Del resto, il legislatore, se avesse voluto (criterio della intentio legis) favorire a tutti i costi la detta definizione, anche con il rischio di pregiudicare le entrate degli enti pubblici territoriali, lo avrebbe dovuto dire esplicitamente. A fronte di questa discrezionalità, si potrebbe porre, semmai, il problema di una congrua motivazione del condono. In altri termini, non essendosi in presenza di un condono obbligatorio, cioè previsto e disciplinato dal legislatore nazionale, ma essendo tale facoltà conferita all’ente, si potrebbe porre il problema di individuare ed esternare le ragioni di pubblico interesse giustificanti la decisione. La necessarietà della motivazione deriverebbe non solo dai principi di trasparenza e di democraticità dell’azione amministrativa, i quali impongono la puntuale illustrazione delle ragioni fondanti le scelte amministrative da intraprendere, ma anche da un’altra questione. È evidente che la decisione di procedere al condono comporterebbe, in termini teorici e forse anche pratici, una conseguente riduzione del gettito fiscale, correlato ai tributi interessati. Tale riduzione potrebbe far configurare, in capo ai soggetti decisori pubblici, una responsabilità amministrativa, sindacabile da parte della Corte dei Conti, la quale potrebbe essere evitata solo attraverso una rigorosa esposizione delle ragioni di pubblico interesse, sottese alla decisione.

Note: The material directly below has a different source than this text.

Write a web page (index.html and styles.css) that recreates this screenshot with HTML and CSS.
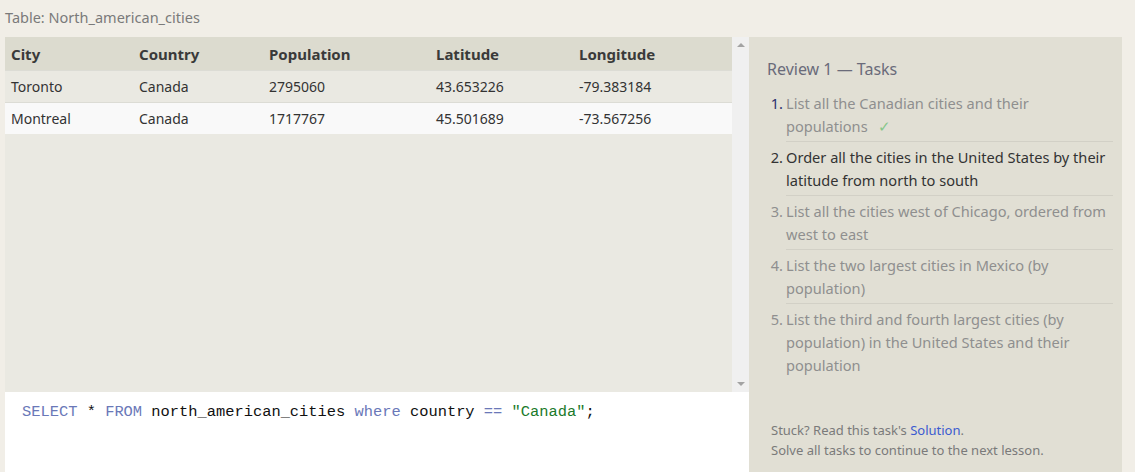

Le ragioni del condono potrebbero essere collegate alla necessità di “fare cassa”, cioè reperire immediate risorse finanziarie, specialmente in un esercizio giudicato forse avaro di trasferimenti erariali e, allo stesso tempo, potrebbe essere uno strumento per assicurarsi un aumento del gettito per gli anni futuri inscrivendo nella propria anagrafe tributaria contribuenti assolutamente nuovi. In secondo luogo, ai fini giustificativi, potrebbe farsi ricorso all’eventuale scarsa efficacia della lotta all’evasione ed all’elusione dei tributi locali, misurata e manifestata dal livello delle riscossioni effettive sugli atti di accertamento emessi. Inoltre, la presenza di un elevato contenzioso, cioè di un alto numero di controversie pendenti davanti alle Commissioni Tributarie, sia Provinciali che Regionali, o, caso meno frequente, in Cassazione, potrebbe costituire valido motivo per procedere alla definizione.